_SET TASK:_ Restate all the material verbatim, except for the pictures.

────────

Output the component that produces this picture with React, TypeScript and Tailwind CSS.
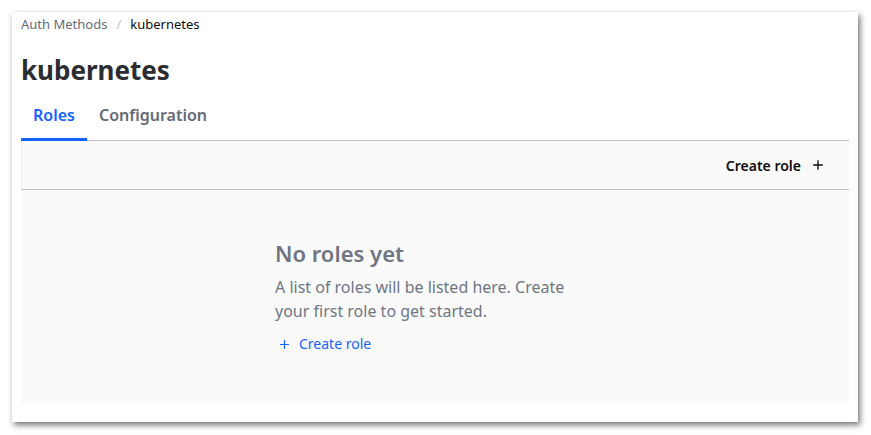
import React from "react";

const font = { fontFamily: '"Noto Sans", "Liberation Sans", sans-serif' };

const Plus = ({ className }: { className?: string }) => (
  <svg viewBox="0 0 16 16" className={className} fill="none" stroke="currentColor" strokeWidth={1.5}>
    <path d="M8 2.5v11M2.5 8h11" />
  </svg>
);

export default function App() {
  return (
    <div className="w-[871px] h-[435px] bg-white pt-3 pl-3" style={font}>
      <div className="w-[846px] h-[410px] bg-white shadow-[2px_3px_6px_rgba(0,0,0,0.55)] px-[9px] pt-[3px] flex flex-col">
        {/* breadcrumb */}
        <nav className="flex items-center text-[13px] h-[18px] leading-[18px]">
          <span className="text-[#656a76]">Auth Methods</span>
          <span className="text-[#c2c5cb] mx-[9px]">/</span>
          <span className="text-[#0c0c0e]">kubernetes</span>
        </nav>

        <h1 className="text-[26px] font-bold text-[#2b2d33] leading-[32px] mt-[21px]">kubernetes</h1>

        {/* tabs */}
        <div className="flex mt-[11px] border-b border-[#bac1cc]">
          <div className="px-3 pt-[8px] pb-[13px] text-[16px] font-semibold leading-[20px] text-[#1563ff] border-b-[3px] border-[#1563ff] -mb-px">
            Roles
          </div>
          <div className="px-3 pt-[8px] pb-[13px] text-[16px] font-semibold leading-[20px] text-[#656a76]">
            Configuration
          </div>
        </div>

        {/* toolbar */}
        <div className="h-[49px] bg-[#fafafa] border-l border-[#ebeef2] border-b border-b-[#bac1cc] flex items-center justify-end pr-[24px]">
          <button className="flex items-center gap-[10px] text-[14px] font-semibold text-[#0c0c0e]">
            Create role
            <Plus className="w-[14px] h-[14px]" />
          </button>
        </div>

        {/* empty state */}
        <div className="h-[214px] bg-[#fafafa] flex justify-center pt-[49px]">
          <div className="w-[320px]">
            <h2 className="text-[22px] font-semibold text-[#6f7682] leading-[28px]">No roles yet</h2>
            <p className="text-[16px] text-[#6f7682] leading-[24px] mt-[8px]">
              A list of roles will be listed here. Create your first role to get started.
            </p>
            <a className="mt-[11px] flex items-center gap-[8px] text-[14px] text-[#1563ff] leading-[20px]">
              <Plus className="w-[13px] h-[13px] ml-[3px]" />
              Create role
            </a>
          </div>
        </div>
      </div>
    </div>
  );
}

────────

_SOLUTION BELOW:_
Output the component that produces this picture with React, TypeScript and Tailwind CSS.
import React from "react";

const font = { fontFamily: '"Noto Sans", "Liberation Sans", sans-serif' };

const Plus = ({ className }: { className?: string }) => (
  <svg viewBox="0 0 16 16" className={className} fill="none" stroke="currentColor" strokeWidth={1.5}>
    <path d="M8 2.5v11M2.5 8h11" />
  </svg>
);

export default function App() {
  return (
    <div className="w-[871px] h-[435px] bg-white pt-3 pl-3" style={font}>
      <div className="w-[846px] h-[410px] bg-white shadow-[2px_3px_6px_rgba(0,0,0,0.55)] px-[9px] pt-[3px] flex flex-col">
        {/* breadcrumb */}
        <nav className="flex items-center text-[13px] h-[18px] leading-[18px]">
          <span className="text-[#656a76]">Auth Methods</span>
          <span className="text-[#c2c5cb] mx-[9px]">/</span>
          <span className="text-[#0c0c0e]">kubernetes</span>
        </nav>

        <h1 className="text-[26px] font-bold text-[#2b2d33] leading-[32px] mt-[21px]">kubernetes</h1>

        {/* tabs */}
        <div className="flex mt-[11px] border-b border-[#bac1cc]">
          <div className="px-3 pt-[8px] pb-[13px] text-[16px] font-semibold leading-[20px] text-[#1563ff] border-b-[3px] border-[#1563ff] -mb-px">
            Roles
          </div>
          <div className="px-3 pt-[8px] pb-[13px] text-[16px] font-semibold leading-[20px] text-[#656a76]">
            Configuration
          </div>
        </div>

        {/* toolbar */}
        <div className="h-[49px] bg-[#fafafa] border-l border-[#ebeef2] border-b border-b-[#bac1cc] flex items-center justify-end pr-[24px]">
          <button className="flex items-center gap-[10px] text-[14px] font-semibold text-[#0c0c0e]">
            Create role
            <Plus className="w-[14px] h-[14px]" />
          </button>
        </div>

        {/* empty state */}
        <div className="h-[214px] bg-[#fafafa] flex justify-center pt-[49px]">
          <div className="w-[320px]">
            <h2 className="text-[22px] font-semibold text-[#6f7682] leading-[28px]">No roles yet</h2>
            <p className="text-[16px] text-[#6f7682] leading-[24px] mt-[8px]">
              A list of roles will be listed here. Create your first role to get started.
            </p>
            <a className="mt-[11px] flex items-center gap-[8px] text-[14px] text-[#1563ff] leading-[20px]">
              <Plus className="w-[13px] h-[13px] ml-[3px]" />
              Create role
            </a>
          </div>
        </div>
      </div>
    </div>
  );
}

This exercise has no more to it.